Spoiled for Choice - What Might You Do?

When we are engaged to help a company formulate a funding plan for a new mining development, we always start with the three same questions: What might we do? What can we do? What must we do?

We also remind clients that while the basic questions around risk management and funding approaches remain the same, the answers keep changing – sometimes more than once in the timeframe between finding the ore body and producing the first ounce. Some of those changes might relate to the risk profile of the particular project and/or where the product price is in its own cycle.

The state of the currency of the country of domicile can also have a big impact, but usually the biggest question is: Where will the money come from? What we can do and what we might do alter considerably depending on whether the sources of funds are tight or money is plentiful.

Today, aspirant gold miners are spoilt for choice. The range of answers to ‘what can you do?’ has never been broader. But answering ‘what might you do?’ is no easier. The cost and availability of money has not made building and running a gold mine any easier. The multiple potential physical, technical and financial contributors to the potential ‘risk of ruin’ remain the same. Good management will continue to make a silk purse out of a potential sow’s ear and poor managers will continue to cripple all but the most foolproof of assets.

None of the funding approaches are better than the other. All can and have been used successfully at different times, against different trends, in different ways to create enormous shareholder wealth and to the benefit of all stakeholders. All remain relevant, and competition is clearly a good thing for borrowers.

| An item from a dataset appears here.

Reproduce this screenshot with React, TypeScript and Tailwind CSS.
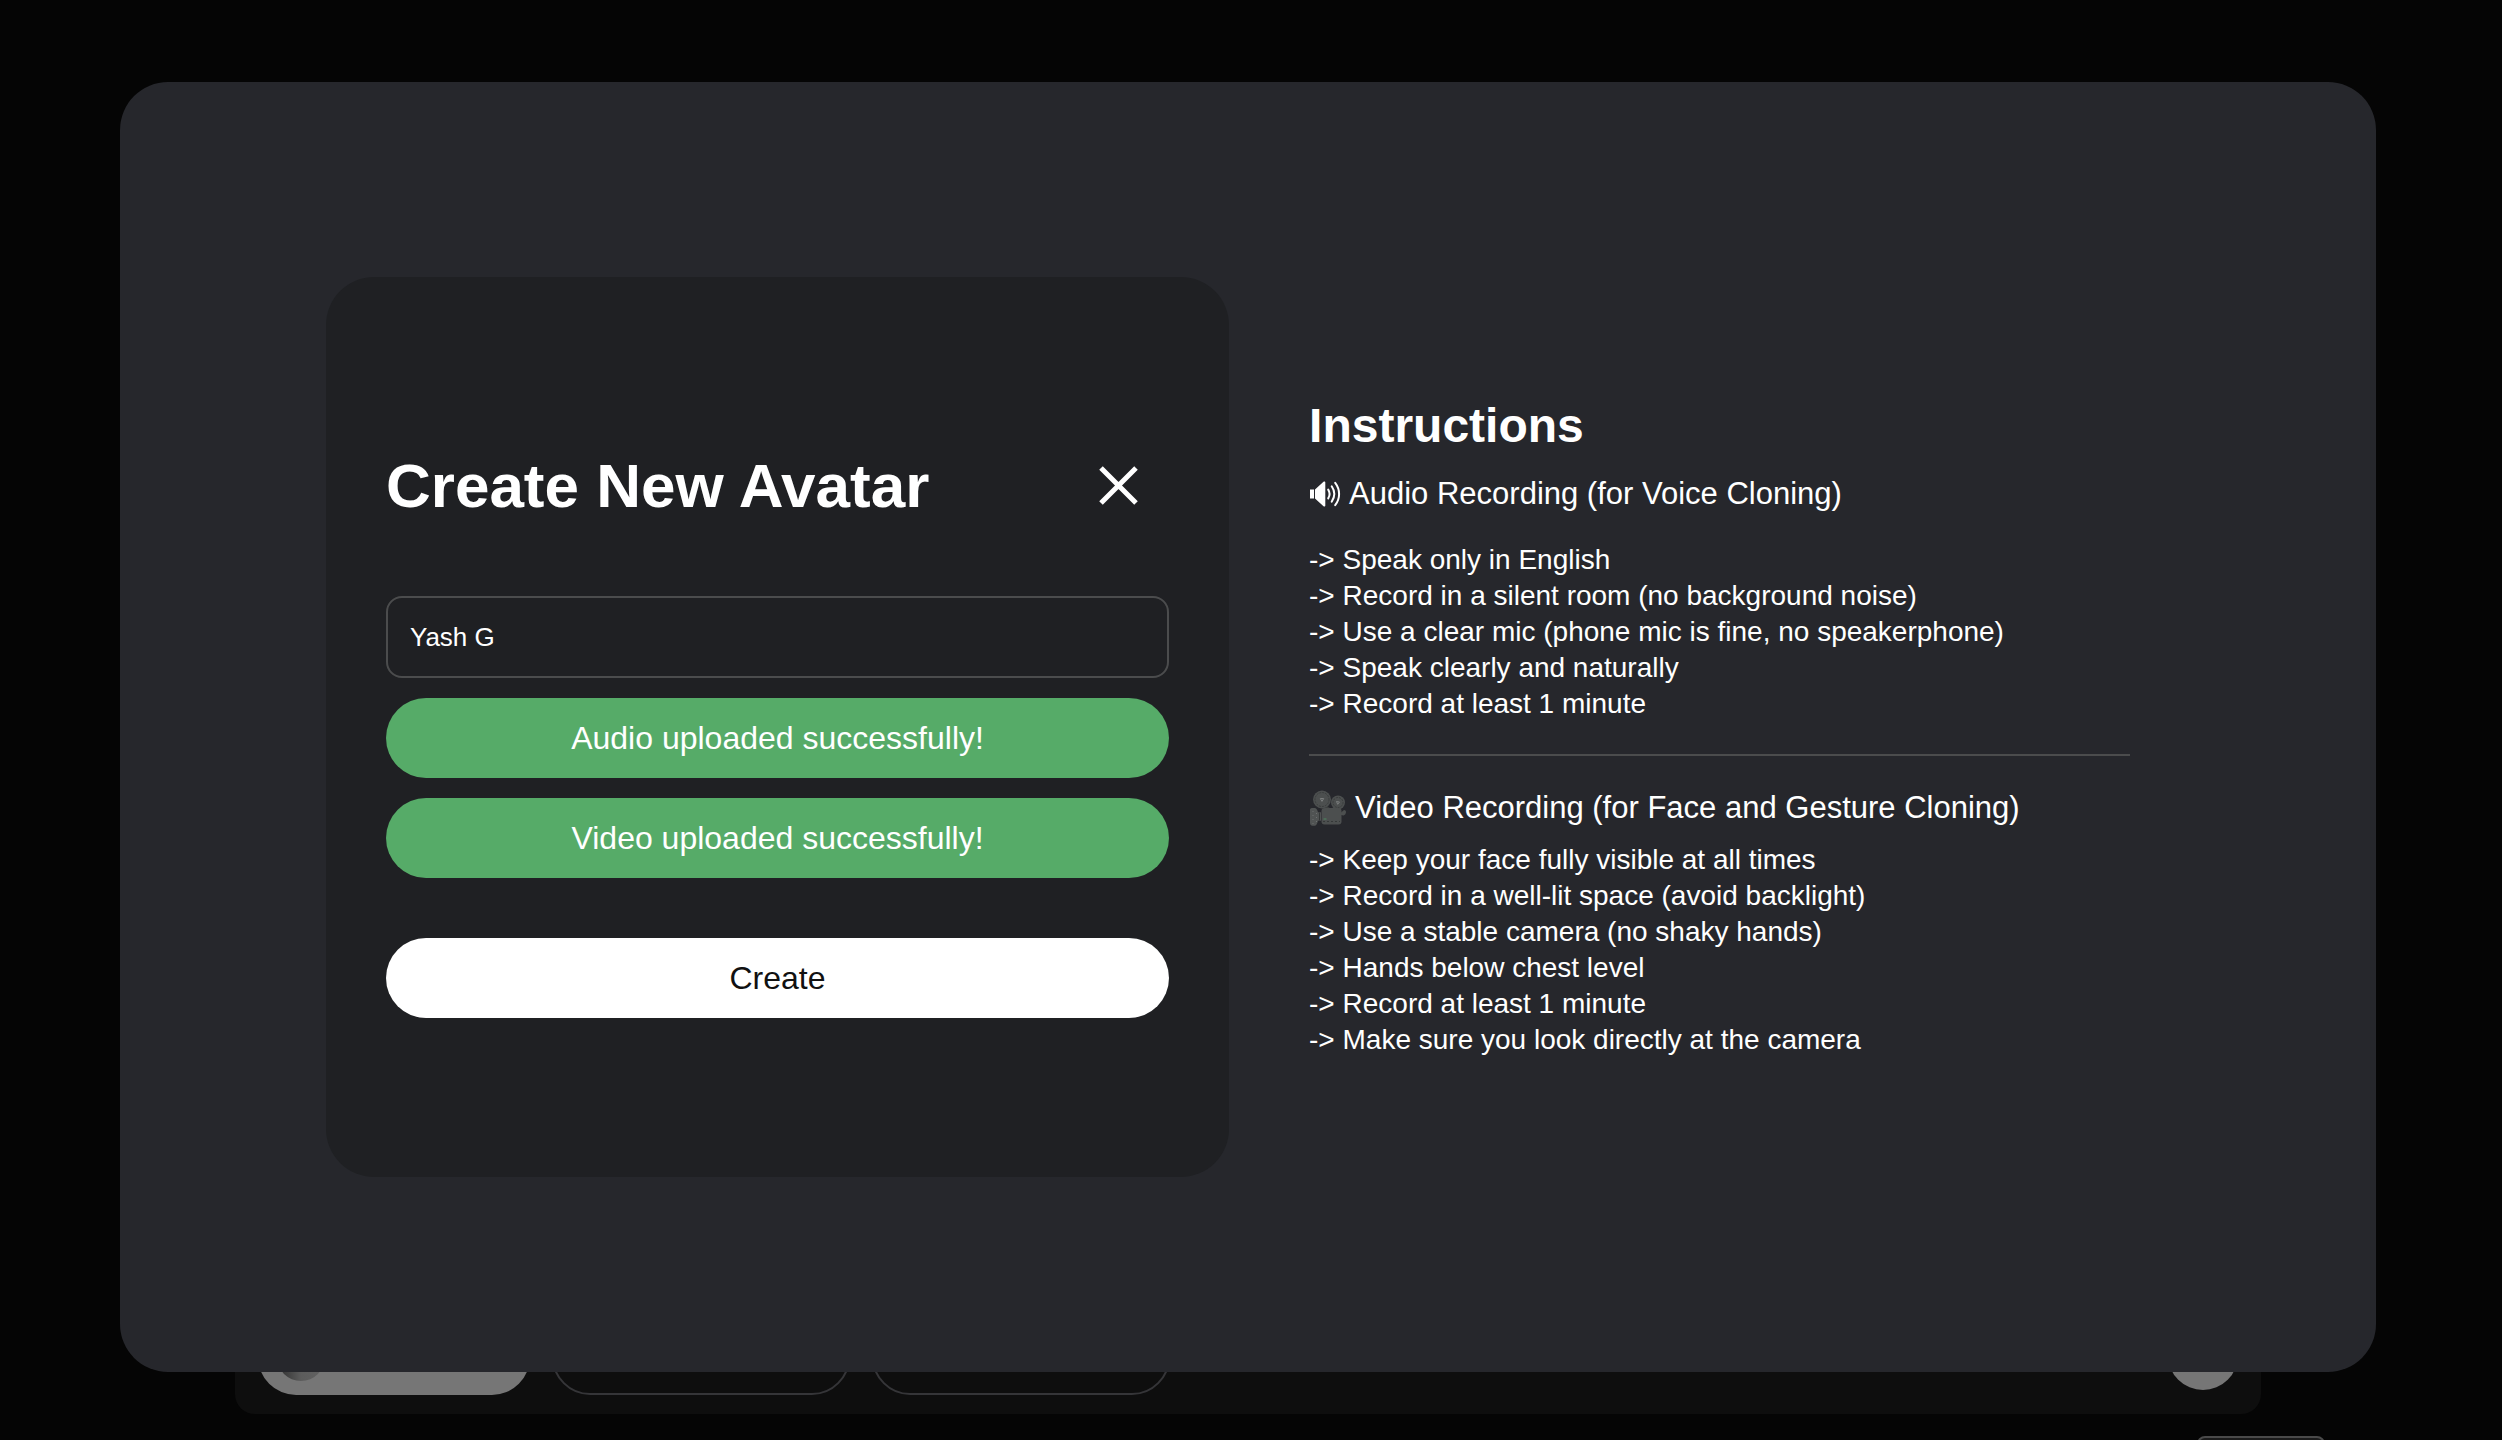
import { useState } from 'react';

const audioSteps = [
  'Speak only in English',
  'Record in a silent room (no background noise)',
  'Use a clear mic (phone mic is fine, no speakerphone)',
  'Speak clearly and naturally',
  'Record at least 1 minute',
];

const videoSteps = [
  'Keep your face fully visible at all times',
  'Record in a well-lit space (avoid backlight)',
  'Use a stable camera (no shaky hands)',
  'Hands below chest level',
  'Record at least 1 minute',
  'Make sure you look directly at the camera',
];

function CloseIcon() {
  return (
    <svg width="40" height="40" viewBox="0 0 40 40" fill="none" stroke="currentColor" strokeWidth="5" aria-hidden="true">
      <path d="M2 2l35 35M37 2l-35 35" />
    </svg>
  );
}

function SpeakerIcon() {
  return (
    <svg width="32" height="26" viewBox="0 0 32 26" fill="none" aria-hidden="true">
      <path d="M1 8.5h4v9H1z M6 8.5L14.5 0.8c.8-.7 1.8-.3 1.8.6v23.2c0 .9-1 1.3-1.8.6L6 17.5z" fill="currentColor" />
      <g stroke="currentColor" strokeWidth="2" strokeLinecap="round">
        <path d="M19.2 8.6c1.7 2.7 1.7 6.1 0 8.8" />
        <path d="M22.7 5.3c3.2 4.7 3.2 10.7 0 15.4" />
        <path d="M26.2 1.8c5.2 6.8 5.2 15.6 0 22.4" />
      </g>
    </svg>
  );
}

function CameraIcon() {
  return (
    <svg width="38" height="36" viewBox="0 0 38 36" aria-hidden="true">
      <path d="M17 15l5 4 5-4 1 6H16z" fill="#3c3f3f" />
      <circle cx="13" cy="9.5" r="9" fill="#4c4f4f" />
      <circle cx="13" cy="9.5" r="7" fill="none" stroke="#3a3d3d" strokeDasharray="2 1" />
      <path d="M11.3 8.5h3.4L13 11.4z" fill="none" stroke="#7b7e7e" />
      <circle cx="29" cy="12.5" r="7" fill="#4c4f4f" />
      <circle cx="29" cy="12.5" r="5" fill="none" stroke="#3a3d3d" strokeDasharray="2 1" />
      <path d="M27.5 11.5l3 .5-1.8 2.3z" fill="none" stroke="#7b7e7e" />
      <path d="M1 19.5c0-1 1.3-1.5 2.5-1.5H6c1.5 0 2.5 2.3 3 4.3h3v8.4H9c-.5 2-1.6 5-3 5H3.5C2 35.7 1 34.5 1 33z" fill="#505353" />
      <path d="M4 21v13M7.5 23v9" stroke="#6d7070" strokeDasharray="1 3" />
      <rect x="12.5" y="18" width="20" height="16.5" rx="3" fill="#4c4f4f" />
      <path d="M10.5 22.5v8" stroke="#333636" />
      <path d="M14 31.5h17" stroke="#353838" strokeDasharray="2 2" />
      <path d="M14.5 29h3" stroke="#4f8a62" />
      <path d="M32 22.5l3-2.5c1.5 0 2 1 2 2s-1 3.5-2.5 3.5L32 25z" fill="#4c4f4f" />
    </svg>
  );
}

function StepList({ steps }: { steps: string[] }) {
  return (
    <ul className="text-[28px] leading-[36px]">
      {steps.map((step) => (
        <li key={step}>-&gt; {step}</li>
      ))}
    </ul>
  );
}

function PageBehind() {
  return (
    <div className="flex h-screen flex-col justify-end" aria-hidden="true">
      <div className="mr-[241px] ml-[235px] flex items-center justify-between rounded-[20px] bg-[#0e0e0e] px-[23px] pt-5 pb-[19px]">
        <div className="flex gap-[22px]">
          <div className="flex h-[76px] w-[272px] items-center rounded-full bg-[#767676] pl-[19px]">
            <div className="size-12 rounded-full bg-linear-to-r from-[#2e2e2e] via-[#5c5c5c] to-[#626262]" />
          </div>
          <div className="h-[76px] w-[298px] rounded-full border-2 border-[#353538]" />
          <div className="h-[76px] w-[298px] rounded-full border-2 border-[#353538]" />
        </div>
        <div className="mb-1 size-[70px] rounded-full bg-[#767676]" />
      </div>
      <div className="mt-[22px] mr-[177px] h-1 w-32 shrink-0 self-end">
        <div className="h-10 rounded-lg border-2 border-[#4a4a4a] bg-[#1b1b1b]" />
      </div>
    </div>
  );
}

export default function App() {
  const [name, setName] = useState('Yash G');
  const [open, setOpen] = useState(true);

  return (
    <div className="relative h-screen overflow-hidden bg-[#050505] font-['Liberation_Sans',Arial,sans-serif] text-white">
      <PageBehind />

      {open && (
        <div className="absolute inset-0 pt-[82px] pr-[126px] pl-[120px]">
          <div
            role="dialog"
            aria-labelledby="avatar-title"
            className="grid grid-cols-[11fr_10fr] items-center gap-20 rounded-[48px] bg-[#26272c] py-[195px] pr-[246px] pl-[206px]"
          >
            {/* Form */}
            <form
              onSubmit={(e) => e.preventDefault()}
              className="flex flex-col gap-5 rounded-[48px] bg-[#1f2023] px-[60px] py-[159px]"
            >
              <div className="mb-10 flex items-center justify-between">
                <h1 id="avatar-title" className="text-[62px] leading-[72px] font-bold">Create New Avatar</h1>
                <button
                  type="button"
                  aria-label="Close"
                  onClick={() => setOpen(false)}
                  className="flex size-[100px] items-center justify-center"
                >
                  <CloseIcon />
                </button>
              </div>
              <input
                type="text"
                aria-label="Avatar name"
                value={name}
                onChange={(e) => setName(e.target.value)}
                className="h-[82px] w-full rounded-2xl border-2 border-[#4b4c4d] bg-transparent px-[22px] text-[26px] outline-none"
              />
              <button type="button" className="h-20 rounded-full bg-[#56ab68] text-[32px]">
                Audio uploaded successfully!
              </button>
              <button type="button" className="h-20 rounded-full bg-[#56ab68] text-[32px]">
                Video uploaded successfully!
              </button>
              <button type="submit" className="mt-10 h-20 rounded-full bg-white text-[32px] text-[#111]">
                Create
              </button>
            </form>

            {/* Instructions */}
            <div>
              <h2 className="mb-[18px] text-[48px] leading-[60px] font-bold">Instructions</h2>
              <h3 className="mb-7 flex items-center gap-2 text-[31px] leading-[40px]">
                <SpeakerIcon /> Audio Recording (for Voice Cloning)
              </h3>
              <StepList steps={audioSteps} />
              <hr className="my-8 border-t-2 border-[#4b4c4d]" />
              <h3 className="mb-[14px] flex items-center gap-2 text-[31px] leading-[40px]">
                <CameraIcon /> Video Recording (for Face and Gesture Cloning)
              </h3>
              <StepList steps={videoSteps} />
            </div>
          </div>
        </div>
      )}
    </div>
  );
}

As for ‘what must you do?’, most of that will be set out by the lenders’ lawyers. We would only add that, in our experience, what you must do is remember that as you debate the ‘what might you dos’, those at the table who are so convinced of where the gold price will go next are possibly the most dangerous people in the process.

Whatever funding is chosen, never forget the journey risk. Today, you can see the trend, but no one can tell you when it will end.